Michael Regina (Xoanon): Well, the reaction mostly is of sadness, there’s are people who are worried, their fears are renewed again in terms of will we ever see this project happen, or will there will be a Director that people are not as comfortable with, in terms of creativity and past performance being so amazing when it comes to someone like Guillermo del Toro. However there is a slight inkling of hope. People are somewhat excited that Peter Jackson is now maybe in the running again to be Direct these films. I mean there hasn’t been news as to what Peter has been working on next after The Lovely Bones. So you know there could be some positive news there in terms there of perhaps Peter taking over the Director’s chair again.

Jim Mora: I don’t want to pry privileged information out of you, but do you think that’s a reasonable possibility?

Michael Regina (Xoanon): I’m not too sure – and I didn’t actually take a call from Sir Peter Jackson himself, it was his assistant who usually calls me and emails me this type of news. But the last time I actually spoke with Peter himself, we had lunch and he had mentioned it. He had asked me who I liked out there in terms of Directors. And he mentioned a few names, I’m not going to mention any names, but I’m sure he’s definitely looking for another Director and probably someone on his very, very short list that he didn’t initially go with.

Jim Mora: Alright. You’ve also spoken to Guillermo del Toro yourself, although you had an inkling and you understand the delays and his need to be working – Are you surprised in the sense that he did seem very excited about the project, and he committed so much time, did he really want to do it?

Michael Regina (Xoanon): Oh absolutely! Absolutely. Whenever I did speak to him, and I haven’t spoken to him since this news came out, but whenever I did speak to him he was very excited about getting this news came out, and very, very keen to get his teeth into filming certain key scenes, and was very, very interested in going to New Zealand and working there. So I’m sure at this point it’s disappointing that he would have to leave this. If he wasn’t interested initially he would have never signed on and anyone who knows Guillermo, or at least know his work, know that he works on things that he loves to do, and he would never do something that he doesn’t have a very vested interest in dealing with. So I’m sure he was quite disappointed to have to come to this decision.

Jim Mora: Michael Regina is with us, the Editor in Chief of the Why isn’t the project, which to the layperson would be a money maker ‘No Problem’ – Why isn’t it ‘Green lit’?

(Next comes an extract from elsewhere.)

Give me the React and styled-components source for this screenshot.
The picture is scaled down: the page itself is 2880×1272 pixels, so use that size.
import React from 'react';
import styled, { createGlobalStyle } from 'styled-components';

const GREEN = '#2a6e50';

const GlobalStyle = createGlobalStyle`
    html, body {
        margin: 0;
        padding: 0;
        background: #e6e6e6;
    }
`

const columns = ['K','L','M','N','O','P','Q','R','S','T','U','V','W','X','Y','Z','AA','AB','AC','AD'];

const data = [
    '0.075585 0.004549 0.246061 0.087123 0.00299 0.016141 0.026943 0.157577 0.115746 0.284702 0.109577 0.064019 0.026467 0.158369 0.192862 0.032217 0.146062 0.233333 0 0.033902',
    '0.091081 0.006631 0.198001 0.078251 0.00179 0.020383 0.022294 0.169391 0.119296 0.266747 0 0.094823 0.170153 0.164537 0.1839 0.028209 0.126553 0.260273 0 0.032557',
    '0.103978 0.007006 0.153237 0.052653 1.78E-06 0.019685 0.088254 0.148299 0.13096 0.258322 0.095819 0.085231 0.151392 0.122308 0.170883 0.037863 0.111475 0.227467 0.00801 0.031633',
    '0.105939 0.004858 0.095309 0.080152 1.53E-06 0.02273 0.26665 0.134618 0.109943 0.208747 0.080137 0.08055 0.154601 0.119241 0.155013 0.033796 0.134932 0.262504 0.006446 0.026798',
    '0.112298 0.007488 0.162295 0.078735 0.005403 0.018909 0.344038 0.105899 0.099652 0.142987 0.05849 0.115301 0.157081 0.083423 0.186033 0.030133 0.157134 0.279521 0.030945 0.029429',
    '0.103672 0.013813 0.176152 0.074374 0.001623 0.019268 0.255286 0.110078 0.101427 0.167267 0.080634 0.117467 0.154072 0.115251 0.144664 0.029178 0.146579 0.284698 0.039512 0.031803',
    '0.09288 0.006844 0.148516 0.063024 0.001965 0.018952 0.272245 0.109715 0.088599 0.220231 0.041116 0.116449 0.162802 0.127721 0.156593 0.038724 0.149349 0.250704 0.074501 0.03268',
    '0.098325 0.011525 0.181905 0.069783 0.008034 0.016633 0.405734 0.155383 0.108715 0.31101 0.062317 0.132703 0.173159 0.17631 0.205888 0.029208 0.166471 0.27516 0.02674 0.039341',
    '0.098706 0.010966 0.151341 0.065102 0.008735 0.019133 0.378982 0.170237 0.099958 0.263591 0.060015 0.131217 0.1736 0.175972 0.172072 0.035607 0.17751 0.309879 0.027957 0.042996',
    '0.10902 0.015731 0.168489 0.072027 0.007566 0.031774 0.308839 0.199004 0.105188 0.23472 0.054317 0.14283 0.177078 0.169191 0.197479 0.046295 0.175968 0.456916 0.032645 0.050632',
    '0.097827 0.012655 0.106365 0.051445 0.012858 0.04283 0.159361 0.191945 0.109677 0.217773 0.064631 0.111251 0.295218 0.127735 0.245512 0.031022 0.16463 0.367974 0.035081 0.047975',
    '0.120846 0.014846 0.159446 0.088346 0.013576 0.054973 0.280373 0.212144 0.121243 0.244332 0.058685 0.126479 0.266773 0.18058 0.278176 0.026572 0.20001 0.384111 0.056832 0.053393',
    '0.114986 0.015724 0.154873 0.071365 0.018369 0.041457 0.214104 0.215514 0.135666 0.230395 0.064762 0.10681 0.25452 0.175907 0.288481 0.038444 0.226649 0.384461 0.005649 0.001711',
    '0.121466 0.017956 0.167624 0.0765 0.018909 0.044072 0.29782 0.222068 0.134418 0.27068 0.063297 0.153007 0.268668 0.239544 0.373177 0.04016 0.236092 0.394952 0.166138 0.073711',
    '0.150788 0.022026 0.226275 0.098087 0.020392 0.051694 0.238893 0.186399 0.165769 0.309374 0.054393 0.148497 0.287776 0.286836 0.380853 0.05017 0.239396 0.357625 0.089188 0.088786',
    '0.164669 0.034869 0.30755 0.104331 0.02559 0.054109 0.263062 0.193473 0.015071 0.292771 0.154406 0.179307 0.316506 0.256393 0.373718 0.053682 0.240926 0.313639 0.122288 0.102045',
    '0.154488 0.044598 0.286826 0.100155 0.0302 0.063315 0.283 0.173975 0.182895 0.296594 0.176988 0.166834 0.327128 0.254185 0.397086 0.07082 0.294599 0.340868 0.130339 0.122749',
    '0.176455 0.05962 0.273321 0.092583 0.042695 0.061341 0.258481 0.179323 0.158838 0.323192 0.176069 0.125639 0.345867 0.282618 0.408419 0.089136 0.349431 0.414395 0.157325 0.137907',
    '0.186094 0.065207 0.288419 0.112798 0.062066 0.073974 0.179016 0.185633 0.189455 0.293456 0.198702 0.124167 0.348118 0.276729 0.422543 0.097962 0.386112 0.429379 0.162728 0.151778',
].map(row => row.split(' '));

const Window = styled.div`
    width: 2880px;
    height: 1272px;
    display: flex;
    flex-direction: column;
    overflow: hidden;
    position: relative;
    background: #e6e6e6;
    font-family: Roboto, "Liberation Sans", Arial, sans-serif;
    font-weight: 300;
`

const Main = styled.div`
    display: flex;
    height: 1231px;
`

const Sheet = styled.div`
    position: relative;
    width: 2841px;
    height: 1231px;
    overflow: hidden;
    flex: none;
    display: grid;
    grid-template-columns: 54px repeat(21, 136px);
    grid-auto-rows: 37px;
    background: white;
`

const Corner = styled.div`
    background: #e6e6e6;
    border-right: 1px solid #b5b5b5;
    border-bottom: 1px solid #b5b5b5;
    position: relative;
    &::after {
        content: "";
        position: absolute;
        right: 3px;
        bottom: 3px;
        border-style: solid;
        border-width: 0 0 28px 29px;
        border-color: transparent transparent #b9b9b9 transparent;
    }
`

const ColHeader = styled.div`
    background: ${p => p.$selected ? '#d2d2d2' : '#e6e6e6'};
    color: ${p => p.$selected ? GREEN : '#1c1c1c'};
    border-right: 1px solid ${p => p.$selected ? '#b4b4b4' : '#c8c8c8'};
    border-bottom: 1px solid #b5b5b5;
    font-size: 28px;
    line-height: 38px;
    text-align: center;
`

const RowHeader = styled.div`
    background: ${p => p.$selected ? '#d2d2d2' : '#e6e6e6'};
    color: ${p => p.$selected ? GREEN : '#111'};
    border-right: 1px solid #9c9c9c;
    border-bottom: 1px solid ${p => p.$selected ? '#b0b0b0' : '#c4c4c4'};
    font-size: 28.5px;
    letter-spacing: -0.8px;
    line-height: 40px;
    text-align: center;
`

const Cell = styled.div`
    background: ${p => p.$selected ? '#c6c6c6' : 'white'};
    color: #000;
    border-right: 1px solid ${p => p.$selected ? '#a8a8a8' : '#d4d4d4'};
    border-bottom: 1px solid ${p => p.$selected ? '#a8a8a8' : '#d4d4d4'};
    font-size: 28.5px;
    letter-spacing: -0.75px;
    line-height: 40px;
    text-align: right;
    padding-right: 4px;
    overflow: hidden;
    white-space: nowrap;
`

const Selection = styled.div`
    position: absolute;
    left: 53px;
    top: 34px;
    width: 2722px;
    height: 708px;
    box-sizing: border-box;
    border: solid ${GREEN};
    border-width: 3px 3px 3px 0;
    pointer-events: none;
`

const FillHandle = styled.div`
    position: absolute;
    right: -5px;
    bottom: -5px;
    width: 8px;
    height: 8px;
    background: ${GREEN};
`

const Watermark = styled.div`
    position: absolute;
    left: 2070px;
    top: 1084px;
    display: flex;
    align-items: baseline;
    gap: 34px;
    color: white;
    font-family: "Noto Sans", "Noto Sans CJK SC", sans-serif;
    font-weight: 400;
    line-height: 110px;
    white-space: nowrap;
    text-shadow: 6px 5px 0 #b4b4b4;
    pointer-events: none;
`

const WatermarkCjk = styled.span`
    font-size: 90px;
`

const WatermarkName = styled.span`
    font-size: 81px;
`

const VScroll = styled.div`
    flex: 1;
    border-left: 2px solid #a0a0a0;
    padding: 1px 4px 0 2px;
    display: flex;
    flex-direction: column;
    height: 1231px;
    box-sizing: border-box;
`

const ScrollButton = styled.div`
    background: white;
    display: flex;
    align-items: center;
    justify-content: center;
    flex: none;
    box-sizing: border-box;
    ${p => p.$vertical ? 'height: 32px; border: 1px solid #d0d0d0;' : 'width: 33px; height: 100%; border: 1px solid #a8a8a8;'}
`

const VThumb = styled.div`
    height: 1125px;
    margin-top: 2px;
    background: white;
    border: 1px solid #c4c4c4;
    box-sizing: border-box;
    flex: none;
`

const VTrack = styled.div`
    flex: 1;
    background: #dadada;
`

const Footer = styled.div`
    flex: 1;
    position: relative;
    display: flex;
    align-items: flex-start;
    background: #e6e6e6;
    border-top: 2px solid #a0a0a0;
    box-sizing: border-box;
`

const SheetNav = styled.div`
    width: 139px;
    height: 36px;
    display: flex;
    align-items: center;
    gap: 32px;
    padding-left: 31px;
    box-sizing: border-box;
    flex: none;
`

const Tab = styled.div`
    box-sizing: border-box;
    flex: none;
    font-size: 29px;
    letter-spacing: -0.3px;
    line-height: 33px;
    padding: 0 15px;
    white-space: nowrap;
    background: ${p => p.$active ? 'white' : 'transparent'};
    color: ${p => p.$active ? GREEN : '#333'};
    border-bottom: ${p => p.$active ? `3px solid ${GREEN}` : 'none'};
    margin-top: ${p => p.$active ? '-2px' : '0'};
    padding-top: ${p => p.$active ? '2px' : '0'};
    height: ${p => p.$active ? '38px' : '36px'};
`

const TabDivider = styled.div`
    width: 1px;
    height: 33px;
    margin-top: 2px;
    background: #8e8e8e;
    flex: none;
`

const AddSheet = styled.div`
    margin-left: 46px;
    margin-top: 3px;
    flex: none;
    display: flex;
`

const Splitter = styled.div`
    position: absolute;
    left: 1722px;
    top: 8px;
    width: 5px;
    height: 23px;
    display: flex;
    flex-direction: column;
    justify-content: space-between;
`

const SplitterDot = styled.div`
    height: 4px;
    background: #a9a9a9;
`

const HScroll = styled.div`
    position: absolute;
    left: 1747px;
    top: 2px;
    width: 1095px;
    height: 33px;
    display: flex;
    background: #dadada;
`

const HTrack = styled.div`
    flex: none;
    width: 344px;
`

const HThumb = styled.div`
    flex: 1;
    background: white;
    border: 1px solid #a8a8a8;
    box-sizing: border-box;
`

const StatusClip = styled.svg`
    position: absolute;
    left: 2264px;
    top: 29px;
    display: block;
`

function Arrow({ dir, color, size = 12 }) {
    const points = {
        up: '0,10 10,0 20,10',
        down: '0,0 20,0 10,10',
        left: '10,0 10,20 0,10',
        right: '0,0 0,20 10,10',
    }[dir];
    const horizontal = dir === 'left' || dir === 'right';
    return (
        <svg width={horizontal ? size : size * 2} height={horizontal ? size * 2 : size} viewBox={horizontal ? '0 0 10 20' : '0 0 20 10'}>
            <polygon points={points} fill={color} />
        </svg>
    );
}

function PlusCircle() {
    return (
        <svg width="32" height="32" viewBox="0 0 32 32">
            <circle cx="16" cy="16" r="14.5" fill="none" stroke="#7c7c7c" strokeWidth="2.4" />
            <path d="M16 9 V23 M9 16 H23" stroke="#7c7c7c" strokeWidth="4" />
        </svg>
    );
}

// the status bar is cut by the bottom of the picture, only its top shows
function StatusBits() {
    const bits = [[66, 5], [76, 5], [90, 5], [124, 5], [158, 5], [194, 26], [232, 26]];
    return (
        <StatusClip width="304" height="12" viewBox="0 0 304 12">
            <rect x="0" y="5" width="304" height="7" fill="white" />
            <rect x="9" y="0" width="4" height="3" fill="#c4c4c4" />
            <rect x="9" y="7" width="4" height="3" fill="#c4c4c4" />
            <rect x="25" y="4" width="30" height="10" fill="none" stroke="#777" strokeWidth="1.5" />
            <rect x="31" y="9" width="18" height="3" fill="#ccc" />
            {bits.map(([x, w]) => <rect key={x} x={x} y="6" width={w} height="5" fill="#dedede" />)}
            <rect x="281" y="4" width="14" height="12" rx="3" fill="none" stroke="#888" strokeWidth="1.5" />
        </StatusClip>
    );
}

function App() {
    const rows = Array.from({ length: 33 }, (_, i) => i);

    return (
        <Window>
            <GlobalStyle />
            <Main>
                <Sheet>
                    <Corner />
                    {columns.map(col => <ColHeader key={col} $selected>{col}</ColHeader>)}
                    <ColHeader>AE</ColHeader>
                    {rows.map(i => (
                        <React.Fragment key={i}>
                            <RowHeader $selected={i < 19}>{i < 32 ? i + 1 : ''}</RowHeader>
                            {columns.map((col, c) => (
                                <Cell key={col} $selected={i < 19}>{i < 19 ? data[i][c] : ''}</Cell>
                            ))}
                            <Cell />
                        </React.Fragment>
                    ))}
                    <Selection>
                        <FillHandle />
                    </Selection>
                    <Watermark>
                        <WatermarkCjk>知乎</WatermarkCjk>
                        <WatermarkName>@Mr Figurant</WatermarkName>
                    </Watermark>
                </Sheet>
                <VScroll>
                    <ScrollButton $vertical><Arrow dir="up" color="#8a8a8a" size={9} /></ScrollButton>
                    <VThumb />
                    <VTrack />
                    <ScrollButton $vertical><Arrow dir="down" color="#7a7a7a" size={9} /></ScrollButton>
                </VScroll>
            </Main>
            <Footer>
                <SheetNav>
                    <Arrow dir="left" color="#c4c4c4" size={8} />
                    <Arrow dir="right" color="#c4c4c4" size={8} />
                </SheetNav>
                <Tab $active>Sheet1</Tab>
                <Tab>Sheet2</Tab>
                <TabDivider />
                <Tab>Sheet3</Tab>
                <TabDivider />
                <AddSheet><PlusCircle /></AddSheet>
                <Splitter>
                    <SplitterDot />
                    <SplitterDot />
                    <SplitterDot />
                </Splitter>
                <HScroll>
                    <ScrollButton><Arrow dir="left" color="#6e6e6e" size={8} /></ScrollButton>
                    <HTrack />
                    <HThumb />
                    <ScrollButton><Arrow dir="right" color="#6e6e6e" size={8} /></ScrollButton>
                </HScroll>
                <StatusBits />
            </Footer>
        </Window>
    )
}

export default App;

Michael Regina (Xoanon): Well the main sticking point of course is that MGM is now in foreclosure or in bankruptcy protection. So that pieces of MGM are either going to be up for auction, or they were looking for another studio or another company to buy them out whole. So of course MGM holds the rights to the films – part of the rights of the films such as The Hobbit, but they also own the right to certain things like the James Bond franchise and The Pink Panther franchise. So their investors are looking to either have someone buy the entire studio and their entire slate of films and the logo and all that kind of stuff, or they’re going to break it up piecemeal and sell those things individually. Now the problem with Warner Bros who owns the owns the larger percentage of the rights, they have to wait until this sort of legalese is settled before they can decide to Greenlight these films because they have to work with these new partners that will eventually come in. So of course there’s all sorts of discussions going on as to who they would be working with and weather it would be a right fit. So I’m sure Warner Bros is being very cautious before Green-lighting such a large project before all the legal rights have been settled.

Jim Mora: Do you think Peter Jackson did take over the helm, that those issues might be expedited Michael?

Michael Regina (Xoanon): More than likely. I think Peter brings, of course, his entire history of working with Lord of the Rings franchise, it’s basically his franchise that he’s built up, so having him reattach himself instead of just the Producer to be Directing these films might expedite the process. However, some people say The Hobbit is just a small piece of the puzzle when it comes to the entire MGM situation, and Warners is still trying to make sure that they are confident before they commit any kinds of to Producing these films. Because they have to put up a large percentage of cash before these films can even be officially worked on. Once they Greenlight a film, studios are set up and offices are built, and all kinds of things get rolling, so a lot of money is put up upfront, so I’m sure they want to be careful before they decide to go ahead with it.

Jim Mora: How far along have you been informed Michael, is the project in terms of sets and wardrobes, design work? Quite a lot has been done, we understand…

Michael Regina (Xoanon): I’m fairly certain the project is about as far along as it can go before that very instrumental important part of Green-lighting the film where they could set up production offices and begin casting. I’m sure there has been some casting calls and that kind of stuff done, and knowing the way Guillermo works, he likes to set up a journal with lots of copious notes and drawings and paintings and all types of things. And I’m sure he had several of these journals created with design notes and elements, and art and costumes designs all set up. I’m not too sure how far costume and creation, or set design or building has come along. They were working on the Hobbiton set for a while and building that up and getting it prepared for the shoot. I’m not sure if that’s been put on hold or not. So it’s been ramping up with the anticipation that the Greenlight would be happening very, very shortly. That Greenlight doesn’t look to be happening soon and of course that’s what prompted Guillermo to leave the project.

Jim Mora: At least one fan of says ‘this is the beginning of the end for the Hobbit’. You would not be that pessimistic obviously though?

Michael Regina (Xoanon): (laughs) No, definitely not. There’s way too much money to be made here in terms of Warner Bros reaping the rewards of creating a film like this, and there’s a huge fan base out there. And I think its definitely going to be happening one way or another and it’s just a matter of time.

Jim Mora: Michael, thank you for your time and for updating us on that.